BRIEF = Write out the data below in full, unchanged, minus the images.

━━ DATA SHOWN ━━

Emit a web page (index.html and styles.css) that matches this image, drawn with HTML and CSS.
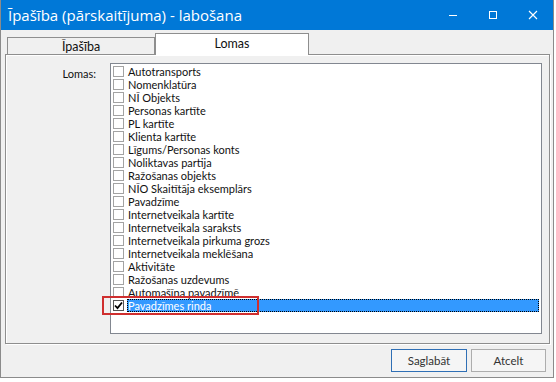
FILE: index.html
```html
<!DOCTYPE html>
<html lang="lv">
<head>
  <meta charset="UTF-8" />
  <title>Īpašība (pārskaitījuma) - labošana</title>
  <link rel="stylesheet" href="styles.css">
</head>
<body>

<div class="window">
  <header class="titlebar">
    <div class="title">Īpašība (pārskaitījuma) - labošana</div>
    <div class="controls">
      <span class="ctl"><svg width="10" height="10" viewBox="0 0 10 10"><path d="M1 5.5h8" stroke="#fff" stroke-width="1"/></svg></span>
      <span class="ctl"><svg width="10" height="10" viewBox="0 0 10 10"><rect x="1.5" y="1.5" width="7" height="7" fill="none" stroke="#fff" stroke-width="1"/></svg></span>
      <span class="ctl"><svg width="10" height="10" viewBox="0 0 10 10"><path d="M1 1l8 8M9 1l-8 8" stroke="#fff" stroke-width="1.1"/></svg></span>
    </div>
  </header>

  <div class="tabs">
    <div class="tab">Īpašība</div>
    <div class="tab active">Lomas</div>
  </div>

  <div class="page">
    <div class="label">Lomas:</div>
    <div class="listbox" id="list">
      <div class="mark"></div>
    </div>
  </div>

  <div class="buttons">
    <button class="btn default">Saglabāt</button>
    <button class="btn">Atcelt</button>
  </div>
</div>

<script>
  const roles = [
    "Autotransports", "Nomenklatūra", "NĪ Objekts", "Personas kartīte", "PL kartīte",
    "Klienta kartīte", "Līgums/Personas konts", "Noliktavas partija", "Ražošanas objekts",
    "NĪO Skaitītāja eksemplārs", "Pavadzīme", "Internetveikala kartīte", "Internetveikala saraksts",
    "Internetveikala pirkuma grozs", "Internetveikala meklēšana", "Aktivitāte",
    "Ražošanas uzdevums", "Automašīna pavadzīmē", "Pavadzīmes rinda"
  ];
  const list = document.getElementById('list');

  roles.forEach((name, i) => {
    const last = i === roles.length - 1;
    const row = document.createElement('div');
    row.className = 'row';
    row.innerHTML =
      `<span class="check${last ? ' checked' : ''}">` +
      (last ? '<svg width="9" height="9" viewBox="0 0 9 9"><path d="M1 4.5l2.5 2.6L8 1.5" fill="none" stroke="#000" stroke-width="1.8"/></svg>' : '') +
      `</span><span class="text${last ? ' selected' : ''}">${name}</span>`;
    list.appendChild(row);
  });
</script>

</body>
</html>
```
FILE: styles.css
```css
* { margin: 0; padding: 0; box-sizing: border-box; }
body {
  background: #fff;
  font-family: Lato, "Liberation Sans", sans-serif;
  font-size: 11px;
  color: #000;
}

.window {
  width: 554px;
  height: 378px;
  background: #f0f0f0;
  border: 1px solid #8b8b8b;
  border-top: none;
}

.titlebar {
  height: 30px;
  background: #0078d7;
  color: #fff;
  display: flex;
  align-items: center;
  justify-content: space-between;
}

.title {
  font-family: "Open Sans", sans-serif;
  font-size: 15px;
  padding-left: 7px;
  padding-bottom: 1px;
}

.controls { display: flex; }

.ctl {
  width: 40px;
  height: 30px;
  display: flex;
  align-items: center;
  justify-content: center;
}

.tabs {
  display: flex;
  align-items: flex-end;
  margin: 3px 0 0 6px;
  height: 21px;
  position: relative;
  z-index: 1;
}

.tab {
  width: 148px;
  height: 17px;
  border: 1px solid #8e8e8e;
  border-bottom: none;
  background: #f0f0f0;
  font-size: 12.5px;
  text-align: center;
  line-height: 18px;
  color: #111;
}

.tab.active {
  width: 154px;
  height: 22px;
  margin-bottom: -1px;
  background: #fff;
  line-height: 20px;
  padding-bottom: 3px;
}

.page {
  height: 290px;
  margin: 0 3px 0 4px;
  border: 1px solid #8e8e8e;
  box-shadow: 1px 1px 0 #fff, inset 1px 1px 0 #fff;
  display: flex;
  padding: 8px 7px 9px 0;
}

.label {
  width: 90px;
  text-align: right;
  padding-top: 4px;
  margin-right: 14px;
  color: #111;
}

.listbox {
  flex: 1;
  position: relative;
  background: #fff;
  border: 1px solid #828790;
  padding-top: 1px;
}

.row {
  height: 13px;
  display: flex;
  align-items: center;
  padding-left: 2px;
  line-height: 13px;
  white-space: nowrap;
  color: #111;
}

.check {
  width: 11px;
  height: 11px;
  border: 1px solid #a3a3a3;
  background: #fff;
  margin-right: 3px;
  flex: none;
  display: flex;
  align-items: center;
  justify-content: center;
}

.check.checked { border-color: #555; }

.text {
  flex: 1;
  height: 13px;
  padding-left: 1px;
  margin-right: 2px;
}

.text.selected {
  background: #3399ff;
  color: #fff;
  outline: 1px dotted #000;
  outline-offset: -1px;
}

.mark {
  position: absolute;
  left: -9px;
  top: 232px;
  width: 157px;
  height: 19px;
  border: 2px solid #cf2f2f;
  z-index: 2;
}

.buttons {
  display: flex;
  justify-content: flex-end;
  gap: 4px;
  margin: 5px 7px 0 0;
}

.btn {
  width: 75px;
  height: 23px;
  background: #f5f5f5;
  border: 1px solid #adadad;
  font-family: Lato, sans-serif;
  font-size: 11.5px;
  color: #333;
}

.btn.default {
  width: 76px;
  border-color: #2f6fb5;
}
```
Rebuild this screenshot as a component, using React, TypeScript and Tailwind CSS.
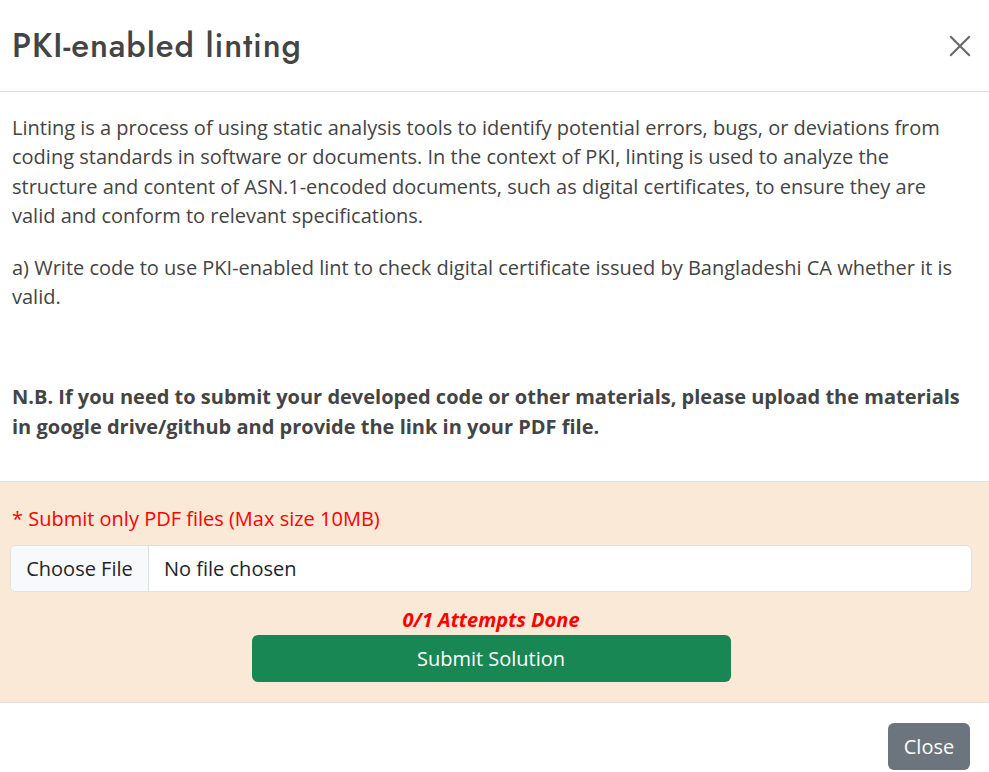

━━━

FINAL RESULT =
Emit a web page (index.html and styles.css) that matches this image, drawn with HTML and CSS.
FILE: index.html
```html
<!DOCTYPE html>
<html lang="lv">
<head>
  <meta charset="UTF-8" />
  <title>Īpašība (pārskaitījuma) - labošana</title>
  <link rel="stylesheet" href="styles.css">
</head>
<body>

<div class="window">
  <header class="titlebar">
    <div class="title">Īpašība (pārskaitījuma) - labošana</div>
    <div class="controls">
      <span class="ctl"><svg width="10" height="10" viewBox="0 0 10 10"><path d="M1 5.5h8" stroke="#fff" stroke-width="1"/></svg></span>
      <span class="ctl"><svg width="10" height="10" viewBox="0 0 10 10"><rect x="1.5" y="1.5" width="7" height="7" fill="none" stroke="#fff" stroke-width="1"/></svg></span>
      <span class="ctl"><svg width="10" height="10" viewBox="0 0 10 10"><path d="M1 1l8 8M9 1l-8 8" stroke="#fff" stroke-width="1.1"/></svg></span>
    </div>
  </header>

  <div class="tabs">
    <div class="tab">Īpašība</div>
    <div class="tab active">Lomas</div>
  </div>

  <div class="page">
    <div class="label">Lomas:</div>
    <div class="listbox" id="list">
      <div class="mark"></div>
    </div>
  </div>

  <div class="buttons">
    <button class="btn default">Saglabāt</button>
    <button class="btn">Atcelt</button>
  </div>
</div>

<script>
  const roles = [
    "Autotransports", "Nomenklatūra", "NĪ Objekts", "Personas kartīte", "PL kartīte",
    "Klienta kartīte", "Līgums/Personas konts", "Noliktavas partija", "Ražošanas objekts",
    "NĪO Skaitītāja eksemplārs", "Pavadzīme", "Internetveikala kartīte", "Internetveikala saraksts",
    "Internetveikala pirkuma grozs", "Internetveikala meklēšana", "Aktivitāte",
    "Ražošanas uzdevums", "Automašīna pavadzīmē", "Pavadzīmes rinda"
  ];
  const list = document.getElementById('list');

  roles.forEach((name, i) => {
    const last = i === roles.length - 1;
    const row = document.createElement('div');
    row.className = 'row';
    row.innerHTML =
      `<span class="check${last ? ' checked' : ''}">` +
      (last ? '<svg width="9" height="9" viewBox="0 0 9 9"><path d="M1 4.5l2.5 2.6L8 1.5" fill="none" stroke="#000" stroke-width="1.8"/></svg>' : '') +
      `</span><span class="text${last ? ' selected' : ''}">${name}</span>`;
    list.appendChild(row);
  });
</script>

</body>
</html>
```
FILE: styles.css
```css
* { margin: 0; padding: 0; box-sizing: border-box; }
body {
  background: #fff;
  font-family: Lato, "Liberation Sans", sans-serif;
  font-size: 11px;
  color: #000;
}

.window {
  width: 554px;
  height: 378px;
  background: #f0f0f0;
  border: 1px solid #8b8b8b;
  border-top: none;
}

.titlebar {
  height: 30px;
  background: #0078d7;
  color: #fff;
  display: flex;
  align-items: center;
  justify-content: space-between;
}

.title {
  font-family: "Open Sans", sans-serif;
  font-size: 15px;
  padding-left: 7px;
  padding-bottom: 1px;
}

.controls { display: flex; }

.ctl {
  width: 40px;
  height: 30px;
  display: flex;
  align-items: center;
  justify-content: center;
}

.tabs {
  display: flex;
  align-items: flex-end;
  margin: 3px 0 0 6px;
  height: 21px;
  position: relative;
  z-index: 1;
}

.tab {
  width: 148px;
  height: 17px;
  border: 1px solid #8e8e8e;
  border-bottom: none;
  background: #f0f0f0;
  font-size: 12.5px;
  text-align: center;
  line-height: 18px;
  color: #111;
}

.tab.active {
  width: 154px;
  height: 22px;
  margin-bottom: -1px;
  background: #fff;
  line-height: 20px;
  padding-bottom: 3px;
}

.page {
  height: 290px;
  margin: 0 3px 0 4px;
  border: 1px solid #8e8e8e;
  box-shadow: 1px 1px 0 #fff, inset 1px 1px 0 #fff;
  display: flex;
  padding: 8px 7px 9px 0;
}

.label {
  width: 90px;
  text-align: right;
  padding-top: 4px;
  margin-right: 14px;
  color: #111;
}

.listbox {
  flex: 1;
  position: relative;
  background: #fff;
  border: 1px solid #828790;
  padding-top: 1px;
}

.row {
  height: 13px;
  display: flex;
  align-items: center;
  padding-left: 2px;
  line-height: 13px;
  white-space: nowrap;
  color: #111;
}

.check {
  width: 11px;
  height: 11px;
  border: 1px solid #a3a3a3;
  background: #fff;
  margin-right: 3px;
  flex: none;
  display: flex;
  align-items: center;
  justify-content: center;
}

.check.checked { border-color: #555; }

.text {
  flex: 1;
  height: 13px;
  padding-left: 1px;
  margin-right: 2px;
}

.text.selected {
  background: #3399ff;
  color: #fff;
  outline: 1px dotted #000;
  outline-offset: -1px;
}

.mark {
  position: absolute;
  left: -9px;
  top: 232px;
  width: 157px;
  height: 19px;
  border: 2px solid #cf2f2f;
  z-index: 2;
}

.buttons {
  display: flex;
  justify-content: flex-end;
  gap: 4px;
  margin: 5px 7px 0 0;
}

.btn {
  width: 75px;
  height: 23px;
  background: #f5f5f5;
  border: 1px solid #adadad;
  font-family: Lato, sans-serif;
  font-size: 11.5px;
  color: #333;
}

.btn.default {
  width: 76px;
  border-color: #2f6fb5;
}
```
Rebuild this screenshot as a component, using React, TypeScript and Tailwind CSS.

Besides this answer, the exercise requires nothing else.